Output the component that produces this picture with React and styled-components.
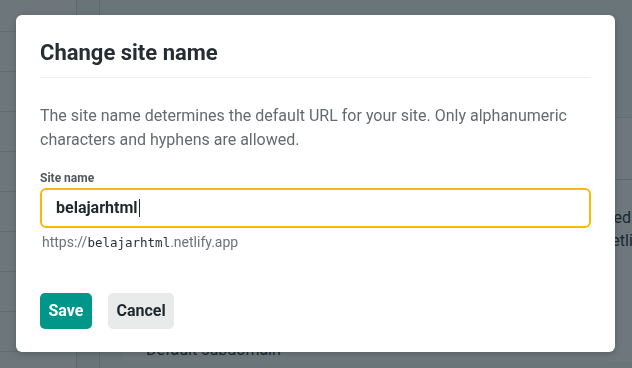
import React from "react";
import styled, { createGlobalStyle } from "styled-components";

const Global = createGlobalStyle`
  html, body { margin: 0; padding: 0; }
  body {
    width: 632px;
    height: 368px;
    overflow: hidden;
    font-family: Roboto, "Liberation Sans", Arial, sans-serif;
    background: #ffffff;
    color: #0e1e25;
  }
  * { box-sizing: border-box; }
`;

/* ---------- background page (behind the overlay) ---------- */
const Page = styled.div`
  display: grid;
  grid-template-columns: 76px 24px 1fr;
  height: 368px;
  overflow: hidden;
  background: #ffffff;
`;

const Sidebar = styled.nav`
  display: flex;
  flex-direction: column;
  padding-top: 31px;
  background: #fbfbfc;
`;

const SideRow = styled.div`
  height: 40px;
  flex: none;
  border-top: 1px solid #dadee0;
`;

const Rail = styled.div`
  border-left: 1px solid #d5dadc;
  border-right: 1px solid #d5dadc;
  background: #f1f4f6;
`;

const Main = styled.main`
  display: flex;
  flex-direction: column;
  padding: 0 0 0 22px;
  background: #f5f7f8;
  overflow: hidden;
`;

const Card = styled.section`
  margin-top: 117px;
  border-top: 1px solid #e0e4e6;
  background: #ffffff;
  display: flex;
  flex-direction: column;
`;

const CardHead = styled.div`
  height: 62px;
  border-bottom: 1px solid #d4d9dc;
`;

const CardRow = styled.div`
  display: flex;
  flex-direction: column;
  align-items: flex-end;
  padding: 26px 1px 0 0;
  height: 159px;
`;

const RowLine = styled.span`
  display: block;
  font-size: 16px;
  line-height: 23px;
  color: #2e3a40;
  white-space: nowrap;
  margin-right: ${(p) => p.$shift || 0}px;
`;

const SubHead = styled.h3`
  margin: 0;
  padding-left: 24px;
  font-size: 16px;
  line-height: 22px;
  font-weight: 400;
  color: #2e3a40;
`;

/* ---------- overlay + dialog ---------- */
const Overlay = styled.div`
  position: fixed;
  inset: 0;
  background: rgba(14, 30, 37, 0.6);
  display: flex;
  justify-content: flex-start;
  align-items: flex-start;
  padding: 15px 0 0 16px;
`;

const Dialog = styled.div`
  width: 599px;
  background: #ffffff;
  border-radius: 6px;
  box-shadow: 0 2px 6px rgba(14, 30, 37, 0.25);
  padding: 23px 24px 23px;
  display: flex;
  flex-direction: column;
  & > * { flex: none; }
`;

const Title = styled.h2`
  margin: 0;
  font-size: 22px;
  line-height: 30px;
  font-weight: 700;
  color: #262e32;
`;

const Divider = styled.hr`
  margin: 9px 0 0;
  border: 0;
  border-top: 1px solid #eef0f1;
`;

const Description = styled.p`
  margin: 26px 0 0;
  font-size: 16px;
  line-height: 24px;
  color: #636b6f;
`;

const Label = styled.label`
  display: block;
  margin-top: 18px;
  font-size: 12px;
  line-height: 16px;
  font-weight: 700;
  color: #50585c;
`;

const Field = styled.div`
  margin-top: 2px;
  height: 40px;
  border: 2px solid #f6b80b;
  border-radius: 6px;
  padding: 0 14px;
  display: flex;
  align-items: center;
  font-size: 16px;
  line-height: 24px;
  font-weight: 700;
  color: #1f292e;
`;

const Caret = styled.span`
  display: inline-block;
  width: 1px;
  height: 18px;
  margin-left: 1px;
  background: #1f292e;
`;

const Helper = styled.div`
  margin-top: 4px;
  padding-left: 2px;
  font-size: 14px;
  line-height: 20px;
  color: #6b7377;
`;

const Mono = styled.code`
  font-family: "DejaVu Sans Mono", "Liberation Mono", monospace;
  font-size: 12.5px;
  color: #283236;
`;

const Actions = styled.div`
  margin-top: 40px;
  display: flex;
  gap: 16px;
`;

const Button = styled.button`
  height: 36px;
  padding: 0 8.5px;
  border: 0;
  border-radius: 5px;
  font-family: inherit;
  font-size: 16px;
  font-weight: 700;
  line-height: 20px;
  cursor: pointer;
  background: ${(p) => (p.$primary ? "#00968a" : "#e9ebeb")};
  color: ${(p) => (p.$primary ? "#ffffff" : "#1d272c")};
`;

export default function App() {
  return (
    <>
      <Global />
      <Page>
        <Sidebar>
          {Array.from({ length: 9 }).map((_, i) => (
            <SideRow key={i} />
          ))}
        </Sidebar>
        <Rail />
        <Main>
          <Card>
            <CardHead />
            <CardRow>
              <RowLine>Your site is deployed</RowLine>
              <RowLine $shift={-45}>at belajarhtml.netlify.app</RowLine>
            </CardRow>
            <SubHead>Default subdomain</SubHead>
          </Card>
        </Main>
      </Page>
      <Overlay>
        <Dialog role="dialog" aria-labelledby="dlg-title">
          <Title id="dlg-title">Change site name</Title>
          <Divider />
          <Description>
            The site name determines the default URL for your site. Only
            alphanumeric characters and hyphens are allowed.
          </Description>
          <Label>Site name</Label>
          <Field>
            belajarhtml
            <Caret />
          </Field>
          <Helper>
            https://<Mono>belajarhtml</Mono>.netlify.app
          </Helper>
          <Actions>
            <Button $primary>Save</Button>
            <Button>Cancel</Button>
          </Actions>
        </Dialog>
      </Overlay>
    </>
  );
}
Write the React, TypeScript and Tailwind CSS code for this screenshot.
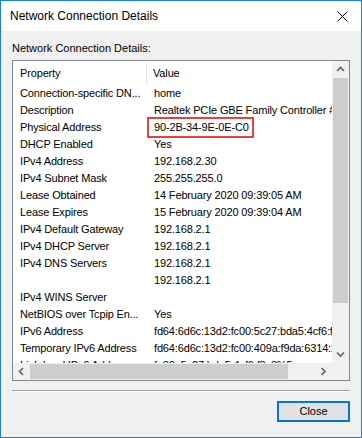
const rows: [string, string][] = [
	['Connection-specific DN...', 'home'],
	['Description', 'Realtek PCIe GBE Family Controller #2'],
	['Physical Address', '90-2B-34-9E-0E-C0'],
	['DHCP Enabled', 'Yes'],
	['IPv4 Address', '192.168.2.30'],
	['IPv4 Subnet Mask', '255.255.255.0'],
	['Lease Obtained', '14 February 2020 09:39:05 AM'],
	['Lease Expires', '15 February 2020 09:39:04 AM'],
	['IPv4 Default Gateway', '192.168.2.1'],
	['IPv4 DHCP Server', '192.168.2.1'],
	['IPv4 DNS Servers', '192.168.2.1'],
	['', '192.168.2.1'],
	['IPv4 WINS Server', ''],
	['NetBIOS over Tcpip En...', 'Yes'],
	['IPv6 Address', 'fd64:6d6c:13d2:fc00:5c27:bda5:4cf6:f8c3'],
	['Temporary IPv6 Address', 'fd64:6d6c:13d2:fc00:409a:f9da:6314:2b71'],
	['Link-local IPv6 Address', 'fe80::5c27:bda5:4cf6:f8c3%5'],
];

function Chevron({ dir }: { dir: 'up' | 'down' | 'left' | 'right' }) {
	const d = {
		up: 'M1 5 L4.5 1.5 L8 5',
		down: 'M1 1.5 L4.5 5 L8 1.5',
		left: 'M5 1 L1.5 4.5 L5 8',
		right: 'M1.5 1 L5 4.5 L1.5 8',
	}[dir];
	const vertical = dir === 'up' || dir === 'down';
	return (
		<svg width={vertical ? 9 : 7} height={vertical ? 7 : 9} viewBox={vertical ? '0 0 9 7' : '0 0 7 9'}>
			<path d={d} fill="none" stroke="#606060" strokeWidth="1.6" />
		</svg>
	);
}

export default function App() {
	return (
		<div
			className="w-[362px] h-[438px] border border-[#1883d7] flex flex-col text-black bg-[#f0f0f0]"
			style={{ fontFamily: '"Liberation Sans", Arial, sans-serif' }}
		>
			{/* title bar */}
			<div className="h-[30px] bg-white flex items-center justify-between pl-[9px] pr-[9px] shrink-0">
				<span className="text-[12px] leading-[14px]">Network Connection Details</span>
				<svg width="11" height="11" viewBox="0 0 11 11" className="mr-[4px]">
					<path d="M0.5 0.5 L10.5 10.5 M10.5 0.5 L0.5 10.5" stroke="#000" strokeWidth="1" />
				</svg>
			</div>

			<div className="flex-1 flex flex-col px-[11px] pt-[11px] text-[11px]">
				<div className="leading-[13px] h-[13px]">Network Connection Details:</div>

				{/* list box */}
				<div className="mt-[5px] h-[321px] border border-[#828790] bg-white flex flex-col">
					<div className="flex h-[302px]">
						<div className="w-[319px] overflow-hidden tracking-[-0.15px]">
							<div className="flex h-[23px] items-center pt-[1px]">
								<div className="w-[134px] shrink-0 h-full flex items-center pl-[7px] border-r border-[#e5e5e5]">Property</div>
								<div className="pl-[6px]">Value</div>
							</div>
							{rows.map(([k, v], i) => (
								<div key={i} className="relative flex h-[17px] items-center whitespace-nowrap pt-[2px]">
									<div className="w-[134px] shrink-0 pl-[7px] overflow-hidden">{k}</div>
									<div className="pl-[7px]">{v}</div>
									{i === 2 && (
										<div className="absolute left-[134px] top-[-1px] w-[107px] h-[21px] border-2 border-[#e8413f]" />
									)}
								</div>
							))}
						</div>
						{/* vertical scrollbar */}
						<div className="w-[17px] bg-[#f0f0f0] flex flex-col">
							<div className="h-[17px] flex items-center justify-center">
								<Chevron dir="up" />
							</div>
							<div className="h-[225px] mx-[1px] bg-[#cdcdcd]" />
							<div className="flex-1" />
							<div className="h-[17px] flex items-center justify-center">
								<Chevron dir="down" />
							</div>
						</div>
					</div>
					{/* horizontal scrollbar */}
					<div className="flex h-[17px] bg-[#f0f0f0]">
						<div className="w-[17px] flex items-center justify-center">
							<Chevron dir="left" />
						</div>
						<div className="w-[258px] my-[1px] bg-[#cdcdcd]" />
						<div className="flex-1" />
						<div className="w-[17px] flex items-center justify-center">
							<Chevron dir="right" />
						</div>
						<div className="w-[17px]" />
					</div>
				</div>

				<div className="mt-[9px] h-[1px] bg-[#a0a0a0]" />
				<div className="h-[1px] bg-white" />

				<div className="mt-[9px] flex justify-end">
					<button className="w-[73px] h-[21px] border-2 border-[#0078d7] bg-[#e1e1e1] text-[11px] leading-[17px] flex items-center justify-center">
						Close
					</button>
				</div>
			</div>
		</div>
	);
}
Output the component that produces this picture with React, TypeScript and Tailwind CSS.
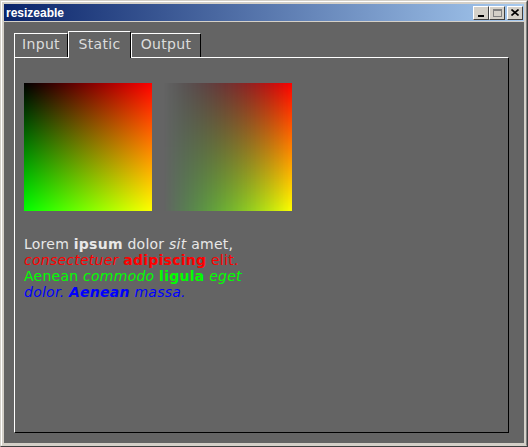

# # #

WHAT THE TASK ASKS ▸ Copy out the lines in which the string "code" appears.

FINISHED ANSWER ▸
const Mono = styled.code`
Write the React, TypeScript and Tailwind CSS code for this screenshot.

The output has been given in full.